Artikel 2. Doelstelling

Deze verordening heeft tot doel op basis van een beoordeling op grond van in de verordening bepaalde criteria en op basis van een onderzoek naar de individuele situatie van de leerling een gehele of gedeeltelijke vergoeding toe te kennen aan de ouders voor het goedkoopst passend vervoer van de leerling van de woning dan wel de opstapplaats naar de dichtstbijzijnde toegankelijke school voor de leerling en terug met inachtneming van het bepaalde in deze verordening.

 

Paragraaf 2. Aanvraag van de vervoersvoorziening

Artikel 3. Aanvraagprocedure

  • 1.

    Een aanvraag voor een vervoersvoorziening wordt gedaan bij het college van de gemeente waar de leerling feitelijk verblijft. De aanvraag wordt ingediend middels een daarvoor beschikbaar gesteld formulier.

  • 2.

    Als dit voor een juiste beoordeling van de aanvraag noodzakelijk is, kan het college de aanvrager verzoeken aanvullende gegevens te verstrekken.

  • 3.

    Het college besluit binnen acht weken na ontvangst van de volledige aanvraag voor een vervoersvoorziening met alle daarbij behorende gegevens.

  • 4.

    Als een vervoersvoorziening wordt toegekend geldt deze:

    • a)

      Wanneer het een vergoeding betreft, met ingang van de door de ouders verzochte datum, met dien verstande dat de datum niet ligt vóór de datum van ontvangst van de aanvraag;

    • b)

      Wanneer het aanbieding van aangepast vervoer betreft, met ingang van een datum die zo mogelijk aansluit bij de door de ouders verzochte datum.

  • 5.

    Bij de beoordeling van een aanvraag voor een vervoersvoorziening voor de leerling en eventueel een begeleider, wordt rekening gehouden met de zelfstandigheid en zelfredzaamheid van de leerling en die van het gezin.

Artikel 4. OOGO met het samenwerkingsverband

  • 1.

    Het college neemt het leerlingenvervoer op als vast agendapunt in het OOGO met het samenwerkingsverband.

  • 2.

    Het college organiseert periodiek een uitvoerend overleg met het samenwerkingsverband over ontwikkelingen in het leerlingenvervoer.

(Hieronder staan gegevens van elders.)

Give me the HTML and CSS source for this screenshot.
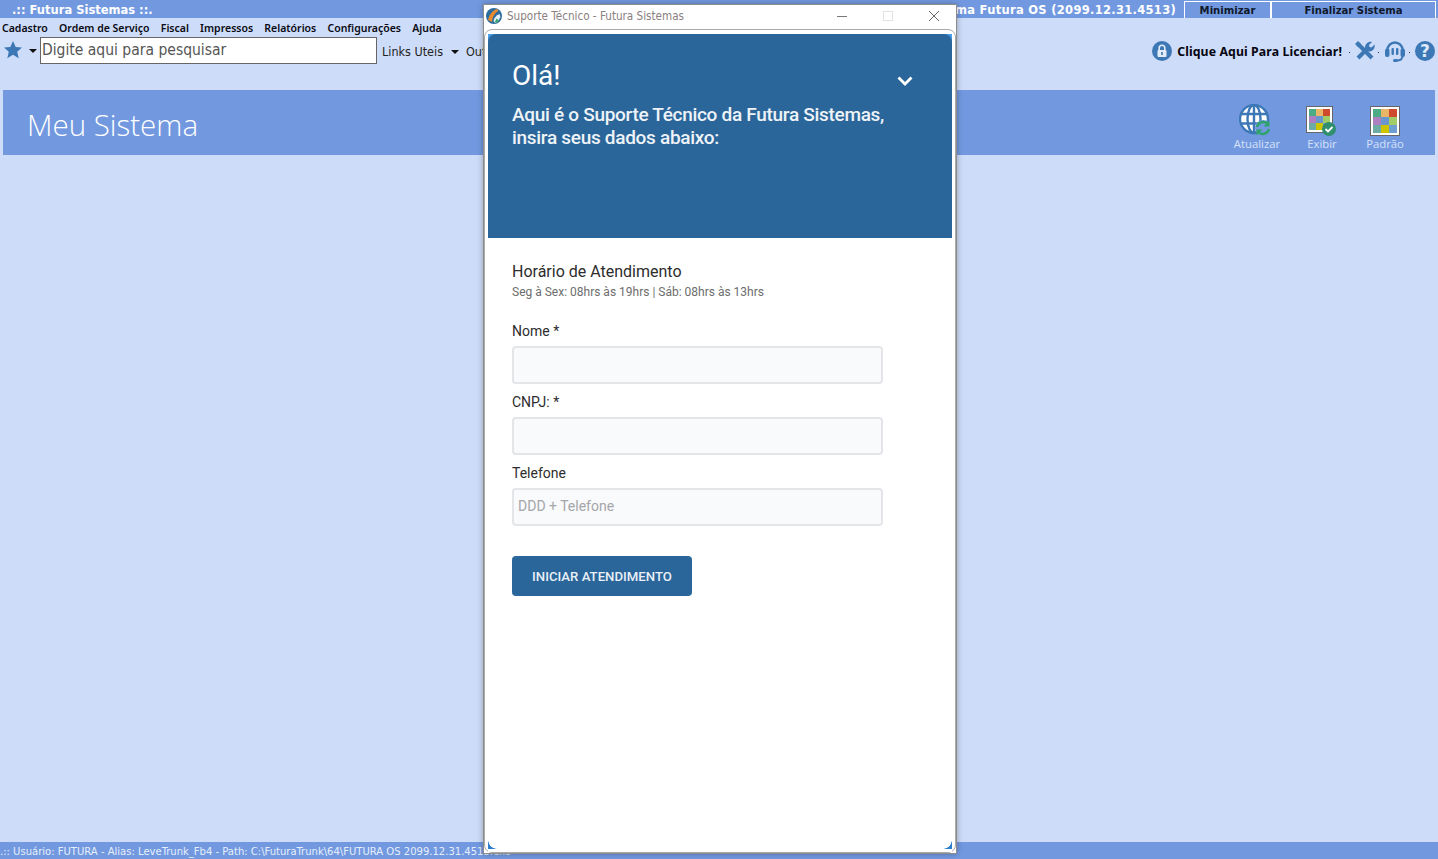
FILE: index.html
```html
<!DOCTYPE html>
<html lang="pt-BR">
<head>
<meta charset="utf-8">
<title>Futura Sistemas</title>
<link rel="stylesheet" href="styles.css">
</head>
<body>
<div class="app">
  <div class="titlebar">
    <span class="app-title">.:: Futura Sistemas ::.</span>
    <span class="sys-title">Sistema Futura OS (2099.12.31.4513)</span>
    <button class="tb-btn tb-min">Minimizar</button>
    <button class="tb-btn tb-end">Finalizar Sistema</button>
  </div>
  <nav class="menu">
    <span>Cadastro</span><span>Ordem de Serviço</span><span>Fiscal</span><span>Impressos</span><span>Relatórios</span><span>Configurações</span><span>Ajuda</span>
  </nav>
  <div class="toolrow">
    <svg class="star" viewBox="0 0 20 20" width="20" height="20"><path d="M10 1l2.700 6 6.300.6-4.800 4.200 1.500 6.400L10 14.800l-5.700 3.400 1.500-6.400L1 7.600 7.300 7z" fill="#3d78b6"/></svg>
    <span class="caret caret-star"></span>
    <div class="search">Digite aqui para pesquisar</div>
    <span class="links">Links Uteis</span>
    <span class="caret caret-links"></span>
    <span class="links links-o">Outros</span>
    <div class="tool-right">
      <svg viewBox="0 0 20 20" width="20" height="20"><circle cx="10" cy="10" r="10" fill="#3d78b6"/><rect x="5.500" y="9" width="9" height="7" rx="1" fill="#e4ecf8"/><path d="M7.200 9V7a2.800 2.800 0 0 1 5.600 0v2" fill="none" stroke="#e4ecf8" stroke-width="1.600"/><rect x="9.200" y="11" width="1.600" height="3" fill="#3d78b6"/></svg>
      <span class="license">Clique Aqui Para Licenciar!</span>
      <span class="dot"></span>
      <svg viewBox="0 0 20 20" width="20" height="20"><g fill="none" stroke="#3d78b6" stroke-width="4"><path d="M3 3l14 14"/><path d="M3 17L13 7"/></g><path d="M10 7.500C9.500 3.500 13 0 17 1l-3 3 .5 2 2 .5 3-3c1 4-2.500 7.500-6.500 7z" fill="#3d78b6"/><path d="M0 3l3-3 3 3-3 3z" fill="#3d78b6"/></svg>
      <span class="dot"></span>
      <svg viewBox="0 0 22 22" width="22" height="22"><path d="M3.500 12V10a7.500 7.500 0 0 1 15 0v2" fill="none" stroke="#3d78b6" stroke-width="2.400"/><rect x="1" y="8.500" width="4.500" height="8.500" rx="2" fill="#3d78b6"/><rect x="16.500" y="8.500" width="4.500" height="8.500" rx="2" fill="#3d78b6"/><rect x="7.500" y="8" width="2.400" height="7" rx="1" fill="#3d78b6"/><rect x="12" y="8" width="2.400" height="7" rx="1" fill="#3d78b6"/><path d="M18.500 16c0 3-2 4.500-6 4.500" fill="none" stroke="#3d78b6" stroke-width="2"/><rect x="9" y="19" width="5" height="3" rx="1.500" fill="#3d78b6"/></svg>
      <span class="dot"></span>
      <svg viewBox="0 0 20 20" width="20" height="20"><circle cx="10" cy="10" r="10" fill="#3d78b6"/><text x="10" y="15.500" class="qmark" text-anchor="middle">?</text></svg>
    </div>
  </div>
  <header class="band">
    <h1 class="band-title">Meu Sistema</h1>
    <div class="band-actions">
      <div class="action action-a">
        <svg class="globe" viewBox="0 0 32 32" width="32" height="32">
          <circle cx="15" cy="15" r="14" fill="#fff"/>
          <g fill="none" stroke="#3d78b6" stroke-width="2.400"><circle cx="15" cy="15" r="14"/><ellipse cx="15" cy="15" rx="6.500" ry="14"/><path d="M15 1v28M1 10h28M1 19.500h28"/></g>
          <circle cx="24" cy="24" r="8" fill="#7299e0"/>
          <g fill="none" stroke="#2ea36b" stroke-width="2.400"><path d="M18 23a6.500 6.500 0 0 1 11-3"/><path d="M30 25a6.500 6.500 0 0 1-11 3"/></g>
          <path d="M30.500 16.500v6h-6zM17.500 31.500v-6h6z" fill="#2ea36b"/>
        </svg>
        <span>Atualizar</span>
      </div>
      <div class="action action-e">
        <div class="palette-wrap">
          <div class="palette"><i class="c1"></i><i class="c2"></i><i class="c3"></i><i class="c4"></i><i class="c5"></i><i class="c6"></i><i class="c7"></i><i class="c8"></i><i class="c9"></i></div>
          <svg class="check" viewBox="0 0 14 14" width="14" height="14"><circle cx="7" cy="7" r="7" fill="#2f8f6f"/><path d="M3.500 7l2.500 2.500 4.500-4.500" fill="none" stroke="#fff" stroke-width="1.800"/></svg>
        </div>
        <span>Exibir</span>
      </div>
      <div class="action action-p">
        <div class="palette palette-lg"><i class="c1"></i><i class="c2"></i><i class="c3"></i><i class="c4"></i><i class="c5"></i><i class="c6"></i><i class="c7"></i><i class="c8"></i><i class="c9"></i></div>
        <span>Padrão</span>
      </div>
    </div>
  </header>
  <main class="workspace"></main>
  <footer class="status">.:: Usuário: FUTURA - Alias: LeveTrunk_Fb4 - Path: C:\FuturaTrunk\64\FUTURA OS 2099.12.31.4513.exe</footer>
</div>

<section class="window">
  <div class="win-title">
    <svg class="win-logo" viewBox="0 0 16 16" width="16" height="16"><circle cx="8" cy="8" r="8" fill="#2b6b9e"/><path d="M2 12C3 7 6 3 11 1l1.500 2C8.500 5 6.500 9 6 14z" fill="#e98b2e"/><path d="M7.500 13c.5-3 2.500-5.500 6-7l1 3-3 5-2.500 1z" fill="#e6f0f8"/><path d="M8.500 14.500l2-4 2.500 2-2 2z" fill="#3aa86b"/></svg>
    <span class="win-name">Suporte Técnico - Futura Sistemas</span>
    <div class="win-ctrls">
      <svg viewBox="0 0 12 12" width="12" height="12"><path d="M1 6.500h10" stroke="#777" fill="none"/></svg>
      <svg viewBox="0 0 12 12" width="12" height="12"><rect x="1.500" y="1.500" width="9" height="9" stroke="#e2e2e2" fill="none"/></svg>
      <svg viewBox="0 0 12 12" width="12" height="12"><path d="M1 1l10 10M11 1L1 11" stroke="#666" fill="none"/></svg>
    </div>
  </div>
  <div class="frame">
    <div class="chat">
      <div class="chat-head">
        <div class="hello-row">
          <h2 class="hello">Olá!</h2>
          <svg class="chev" viewBox="0 0 16 10" width="16" height="10"><path d="M1.500 1.500L8 8l6.500-6.500" fill="none" stroke="#fff" stroke-width="2.800"/></svg>
        </div>
        <p class="intro">Aqui é o Suporte Técnico da Futura Sistemas, insira seus dados abaixo:</p>
      </div>
      <form class="chat-body">
        <div class="hours-title">Horário de Atendimento</div>
        <div class="hours">Seg à Sex: 08hrs às 19hrs | Sáb: 08hrs às 13hrs</div>
        <label class="lbl lbl-first">Nome *</label>
        <div class="field"></div>
        <label class="lbl">CNPJ: *</label>
        <div class="field"></div>
        <label class="lbl">Telefone</label>
        <div class="field field-ph">DDD + Telefone</div>
        <div class="submit">INICIAR ATENDIMENTO</div>
      </form>
    </div>
  </div>
</section>
</body>
</html>
```
FILE: styles.css
```css
* { box-sizing: border-box; }
html, body { margin: 0; height: 100%; overflow: hidden; }
body { background: #cddcf8; font-family: "DejaVu Sans", sans-serif; }
.app { display: flex; flex-direction: column; height: 859px; width: 1438px; }

.titlebar { height: 18px; background: #7299e0; display: flex; align-items: center; padding: 1px 0 0 12px; color: #fff; font: bold 11.500px "DejaVu Sans", sans-serif; }
.sys-title { margin-left: auto; margin-right: 8px; letter-spacing: .3px; }
.tb-btn { height: 17px; margin-top: 0; background: #7299e0; border: 0; border-top: 1px solid #fff; border-left: 1px solid #fff; border-right: 1px solid #fff; padding: 0; font: bold 10.100px "DejaVu Sans", sans-serif; color: #10182c; }
.tb-min { width: 87px; }
.tb-end { width: 165px; margin-right: 2px; }

.menu { height: 19px; display: flex; gap: 11.200px; align-items: center; padding: 1px 0 0 2px; font: 600 10.500px "Noto Sans", sans-serif; color: #0a0a14; }

.toolrow { height: 27px; display: flex; align-items: flex-start; }
.star { margin: 3px 0 0 3px; }
.caret { width: 0; height: 0; border-left: 4.500px solid transparent; border-right: 4.500px solid transparent; border-top: 4px solid #111; }
.caret-star { margin: 12px 0 0 6px; }
.search { width: 337px; height: 27px; margin-left: 3px; background: #fff; border: 1px solid #666; padding: 2px 0 0 1px; font: 15.500px/20px "DejaVu Sans Condensed", "DejaVu Sans", sans-serif; color: #555; white-space: nowrap; }
.links { margin: 6px 0 0 5px; font: 12.500px/18px "DejaVu Sans Condensed", "DejaVu Sans", sans-serif; color: #222; }
.caret-links { margin: 13px 0 0 8px; }
.links-o { margin-left: 7px; }
.tool-right { margin-left: auto; display: flex; align-items: center; padding-right: 3px; margin-top: 3px; }
.tool-right svg { display: block; }
.license { font: bold 12.300px "Noto Sans", sans-serif; color: #050510; margin: 0 4px 0 5px; letter-spacing: .1px; }
.dot { width: 1px; height: 1px; margin: 3px 5px 0 3px; background: #333; }
.qmark { font: bold 17px "DejaVu Sans", sans-serif; fill: #dfe9f8; }

.band { height: 65px; margin: 26px 3px 0; background: #7299e0; display: flex; align-items: stretch; }
.band-title { margin: 0; padding: 13px 0 0 24px; font: 300 29.500px/44px "Open Sans", sans-serif; color: #fff; }
.band-actions { margin-left: auto; display: flex; padding-right: 30px; }
.action { display: flex; flex-direction: column; align-items: center; font: 11.300px/14px "Open Sans", sans-serif; color: #d6e2f8; padding-top: 16px; }
.action span { margin-top: 1px; }
.globe { margin: -2px 0 0 -5px; }
.action-a { width: 48px; }
.action-e { width: 40px; margin-left: 20px; }
.action-e span { margin-left: 2px; }
.action-p { width: 40px; margin-left: 24px; }
.palette-wrap { position: relative; width: 30px; height: 30px; }
.palette { width: 27px; height: 27px; background: #fff; border: 1px solid #666; padding: 2px; display: grid; grid-template-columns: repeat(3, 1fr); grid-template-rows: repeat(3, 1fr); }
.palette-lg { width: 30px; height: 30px; }
.palette i { display: block; }
.c1 { background: #4bab85; } .c2 { background: #e9b566; } .c3 { background: #d04a2e; }
.c4 { background: #ac80c0; } .c5 { background: #6b95cf; } .c6 { background: #a2cc66; }
.c7 { background: #6daba5; } .c8 { background: #cfc400; } .c9 { background: #6f9fd0; }
.check { position: absolute; right: 0; bottom: 0; }

.workspace { flex: 1; }
.status { height: 17px; background: #7299e0; color: #e6eefb; font: 11.150px/19px "DejaVu Sans Condensed", "DejaVu Sans", sans-serif; white-space: nowrap; overflow: hidden; }

.window { position: absolute; left: 483px; top: 4px; width: 474px; height: 850px; background: #fff; border: 1px solid #8d8d8d; box-shadow: 0 0 6px rgba(0,0,0,.3); display: flex; flex-direction: column; }
.win-title { height: 24px; flex: 0 0 auto; display: flex; align-items: center; padding: 0 0 2px 2px; font: 11.600px "DejaVu Sans Condensed", "DejaVu Sans", sans-serif; color: #8a8080; }
.win-logo { margin-right: 5px; }
.win-ctrls { margin-left: auto; display: flex; gap: 34px; padding-right: 16px; }
.frame { flex: 1; border: 1px solid #a9a9a9; border-radius: 8px; padding: 4px 3px 0; min-height: 0; position: relative; background: #fff; }
.frame::after { content: ""; position: absolute; right: 3px; bottom: 3px; width: 9px; height: 9px; background: radial-gradient(circle at 0 0, transparent 8.500px, #2a7fd0 9px); }
.frame::before { content: ""; position: absolute; left: 3px; bottom: 3px; width: 9px; height: 9px; background: radial-gradient(circle at 100% 0, transparent 8.500px, #2a7fd0 9px); }
.chat { height: 100%; background: linear-gradient(#4a9fe8, #4a9fe8) no-repeat top / 100% 10px #fff; }

.chat-head { height: 204px; background: #2b669a; border-radius: 8px 8px 0 0; padding: 25px 24px 0; color: #fff; }
.hello-row { display: flex; justify-content: space-between; align-items: flex-start; }
.hello { margin: 0; font: 400 28px/34px Roboto, sans-serif; }
.chev { margin: 17px 15px 0 0; }
.intro { margin: 10px 0 0; width: 400px; font: 500 19px/23px Roboto, sans-serif; letter-spacing: -.3px; color: #eef3f8; }

.chat-body { padding: 24px 24px 0; font-family: Roboto, sans-serif; color: #2d2d2d; }
.hours-title { font-size: 16px; line-height: 19px; }
.hours { font-size: 12px; line-height: 14px; margin-top: 4px; color: #6d6d6d; }
.lbl { display: block; font-size: 14px; line-height: 17px; height: 17px; margin: 10px 0 6px; }
.lbl-first { margin-top: 24px; }
.field { width: 371px; height: 38px; background: #f9fafc; border: 2px solid #e4e5e8; border-radius: 4px; }
.field-ph { color: #a4a6a9; font-size: 14px; line-height: 32px; padding-left: 4px; }
.submit { width: 180px; height: 40px; margin-top: 30px; background: #2b669a; border-radius: 4px; color: #e9f0f7; font: 500 13.200px/41px Roboto, sans-serif; text-align: center; }
```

Artikel 5. Algemene voorwaarden voor toekenning van de vervoersvoorziening

  • 1.

    Ten behoeve van het schoolbezoek kent het college aan de ouders van de in de gemeente verblijvende leerling op aanvraag een vervoersvoorziening toe met inachtneming van het bepaalde in deze verordening.

  • 2.

    Als het college toepassing geeft aan het eerste lid, verlangt het college een bijdrage van de ouders aan wie slechts een gedeeltelijke vergoeding van de vervoerskosten toekomt. Het betreft een bijdrage aan de kosten van het vervoer, die niet hoger is dan hetgeen in deze verordening is bepaald. Weigering tot of nalatigheid in de betaling van de bijdrage doet de aanspraak op de vervoersvoorziening vervallen.

  • 3.

    De bepalingen in deze verordening laten onverlet de verantwoordelijkheid van de ouders voor het schoolbezoek van hun kinderen. Ouders zijn op de eerste plaats zelf verantwoordelijk voor het schoolbezoek van hun kind.

  • 4.

    Als de leerling een meerderjarige en handelingsbekwame leerling is, wordt de vervoersvoorziening op aanvraag toegekend aan de leerling.

  • 5.

    Het college bepaalt bij de toekenning van de vervoersvoorziening de wijze en het tijdstip van de verstrekking dan wel de uitbetaling, alsmede de tijdsduur van de toegekende vervoersvoorziening.

  • 6.

    Het college kan aan de toekenning van een vervoersvoorziening nadere voorwaarden verbinden.

  • 7.

    Het college verstrekt een vervoersvoorziening voor het vervoer van de leerling van de woning naar de dichtstbijzijnde toegankelijke school en terug.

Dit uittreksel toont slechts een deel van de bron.